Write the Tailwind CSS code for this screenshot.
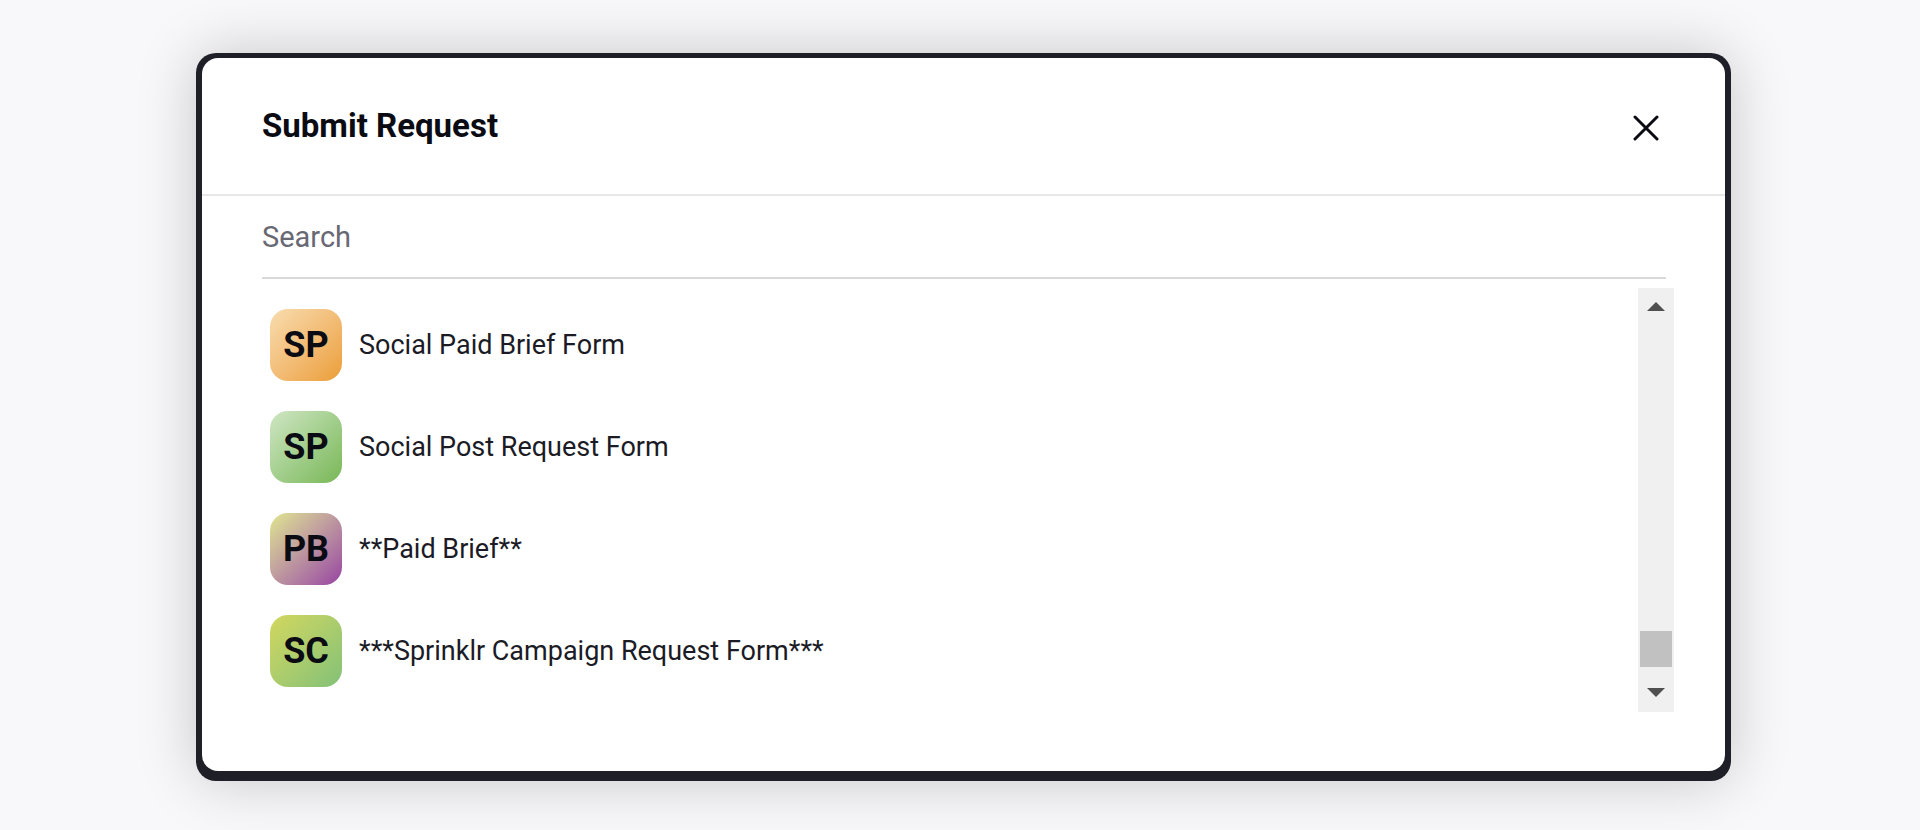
<!DOCTYPE html>
<html lang="en">
<head>
    <meta charset="UTF-8">
    <meta name="viewport" content="width=device-width, initial-scale=1.0">
    <title>Submit Request</title>
    <script src="https://cdn.jsdelivr.net/npm/@tailwindcss/browser@4"></script>
</head>
<body class="bg-[#f8f8fa] min-h-screen pt-[53px] pb-12 pl-[196px] pr-[189px] font-['Roboto',sans-serif] text-[#0b0b14]">
    <div role="dialog" aria-labelledby="dialog-title" class="bg-[#1f1f28] rounded-[20px] pt-[5px] px-[6px] pb-[10px] shadow-[0_0_60px_rgba(0,0,0,0.2)]">
        <div class="bg-white rounded-[16px] pb-[59px]">
            <header class="flex items-center justify-between h-[138px] px-[60px] border-b-2 border-[#e7e7e9]">
                <h1 id="dialog-title" class="text-[33px] leading-10 font-bold">Submit Request</h1>
                <button type="button" aria-label="Close" class="px-[6px] pt-1">
                    <svg class="w-[26px] h-[26px]" viewBox="0 0 26 26" fill="none" stroke="currentColor" stroke-width="3" stroke-linecap="round">
                        <path d="M2 2l22 22M24 2L2 24"/>
                    </svg>
                </button>
            </header>

            <div class="pl-[60px] pr-[59px]">
                <input type="text" id="search" placeholder="Search" aria-label="Search"
                    class="block w-full h-[83px] border-b-2 border-[#d9d9db] text-[29px] placeholder:text-[#686874] outline-none">
            </div>

            <div class="flex justify-between mt-[9px] pl-[68px] pr-[51px] h-[424px]">
                <ul class="flex flex-col gap-[30px] pt-[21px] text-[27px] leading-9 text-[#1b1b26]">
                    <li class="flex items-center gap-[17px]">
                        <span class="flex items-center justify-center size-[72px] rounded-[18px] bg-linear-135 from-[#f8dcae] to-[#eb9e33] text-[36px] font-bold text-[#0b0b14]">SP</span>
                        <a href="#">Social Paid Brief Form</a>
                    </li>
                    <li class="flex items-center gap-[17px]">
                        <span class="flex items-center justify-center size-[72px] rounded-[18px] bg-linear-135 from-[#cfe6c3] to-[#78b755] text-[36px] font-bold text-[#0b0b14]">SP</span>
                        <a href="#">Social Post Request Form</a>
                    </li>
                    <li class="flex items-center gap-[17px]">
                        <span class="flex items-center justify-center size-[72px] rounded-[18px] bg-linear-135 from-[#e0e68e] to-[#97419f] text-[36px] font-bold text-[#0b0b14]">PB</span>
                        <a href="#">**Paid Brief**</a>
                    </li>
                    <li class="flex items-center gap-[17px]">
                        <span class="flex items-center justify-center size-[72px] rounded-[18px] bg-linear-135 from-[#d2d75e] to-[#82c177] text-[36px] font-bold text-[#0b0b14]">SC</span>
                        <a href="#">***Sprinklr Campaign Request Form***</a>
                    </li>
                </ul>

                <!-- scrollbar -->
                <div class="flex flex-col w-9 bg-[#f0f0f0]">
                    <button type="button" aria-label="Scroll up" class="flex items-end justify-center h-9 pb-[13px]">
                        <svg class="w-[18px] h-[9px]" viewBox="0 0 18 9" fill="#505050"><path d="M0 9L9 0l9 9z"/></svg>
                    </button>
                    <div class="flex-1 flex flex-col justify-end px-[2px] pb-[9px]">
                        <div class="h-9 bg-[#c1c1c1]"></div>
                    </div>
                    <button type="button" aria-label="Scroll down" class="flex items-start justify-center h-9 pt-3">
                        <svg class="w-[18px] h-[9px]" viewBox="0 0 18 9" fill="#505050"><path d="M0 0l9 9 9-9z"/></svg>
                    </button>
                </div>
            </div>
        </div>
    </div>
</body>
</html>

> [SET PROBLEM] Copy the material exactly. Do not include the pictures.

> [PROBLEM SOLUTION]
Write the Tailwind CSS code for this screenshot.
<!DOCTYPE html>
<html lang="en">
<head>
    <meta charset="UTF-8">
    <meta name="viewport" content="width=device-width, initial-scale=1.0">
    <title>Submit Request</title>
    <script src="https://cdn.jsdelivr.net/npm/@tailwindcss/browser@4"></script>
</head>
<body class="bg-[#f8f8fa] min-h-screen pt-[53px] pb-12 pl-[196px] pr-[189px] font-['Roboto',sans-serif] text-[#0b0b14]">
    <div role="dialog" aria-labelledby="dialog-title" class="bg-[#1f1f28] rounded-[20px] pt-[5px] px-[6px] pb-[10px] shadow-[0_0_60px_rgba(0,0,0,0.2)]">
        <div class="bg-white rounded-[16px] pb-[59px]">
            <header class="flex items-center justify-between h-[138px] px-[60px] border-b-2 border-[#e7e7e9]">
                <h1 id="dialog-title" class="text-[33px] leading-10 font-bold">Submit Request</h1>
                <button type="button" aria-label="Close" class="px-[6px] pt-1">
                    <svg class="w-[26px] h-[26px]" viewBox="0 0 26 26" fill="none" stroke="currentColor" stroke-width="3" stroke-linecap="round">
                        <path d="M2 2l22 22M24 2L2 24"/>
                    </svg>
                </button>
            </header>

            <div class="pl-[60px] pr-[59px]">
                <input type="text" id="search" placeholder="Search" aria-label="Search"
                    class="block w-full h-[83px] border-b-2 border-[#d9d9db] text-[29px] placeholder:text-[#686874] outline-none">
            </div>

            <div class="flex justify-between mt-[9px] pl-[68px] pr-[51px] h-[424px]">
                <ul class="flex flex-col gap-[30px] pt-[21px] text-[27px] leading-9 text-[#1b1b26]">
                    <li class="flex items-center gap-[17px]">
                        <span class="flex items-center justify-center size-[72px] rounded-[18px] bg-linear-135 from-[#f8dcae] to-[#eb9e33] text-[36px] font-bold text-[#0b0b14]">SP</span>
                        <a href="#">Social Paid Brief Form</a>
                    </li>
                    <li class="flex items-center gap-[17px]">
                        <span class="flex items-center justify-center size-[72px] rounded-[18px] bg-linear-135 from-[#cfe6c3] to-[#78b755] text-[36px] font-bold text-[#0b0b14]">SP</span>
                        <a href="#">Social Post Request Form</a>
                    </li>
                    <li class="flex items-center gap-[17px]">
                        <span class="flex items-center justify-center size-[72px] rounded-[18px] bg-linear-135 from-[#e0e68e] to-[#97419f] text-[36px] font-bold text-[#0b0b14]">PB</span>
                        <a href="#">**Paid Brief**</a>
                    </li>
                    <li class="flex items-center gap-[17px]">
                        <span class="flex items-center justify-center size-[72px] rounded-[18px] bg-linear-135 from-[#d2d75e] to-[#82c177] text-[36px] font-bold text-[#0b0b14]">SC</span>
                        <a href="#">***Sprinklr Campaign Request Form***</a>
                    </li>
                </ul>

                <!-- scrollbar -->
                <div class="flex flex-col w-9 bg-[#f0f0f0]">
                    <button type="button" aria-label="Scroll up" class="flex items-end justify-center h-9 pb-[13px]">
                        <svg class="w-[18px] h-[9px]" viewBox="0 0 18 9" fill="#505050"><path d="M0 9L9 0l9 9z"/></svg>
                    </button>
                    <div class="flex-1 flex flex-col justify-end px-[2px] pb-[9px]">
                        <div class="h-9 bg-[#c1c1c1]"></div>
                    </div>
                    <button type="button" aria-label="Scroll down" class="flex items-start justify-center h-9 pt-3">
                        <svg class="w-[18px] h-[9px]" viewBox="0 0 18 9" fill="#505050"><path d="M0 0l9 9 9-9z"/></svg>
                    </button>
                </div>
            </div>
        </div>
    </div>
</body>
</html>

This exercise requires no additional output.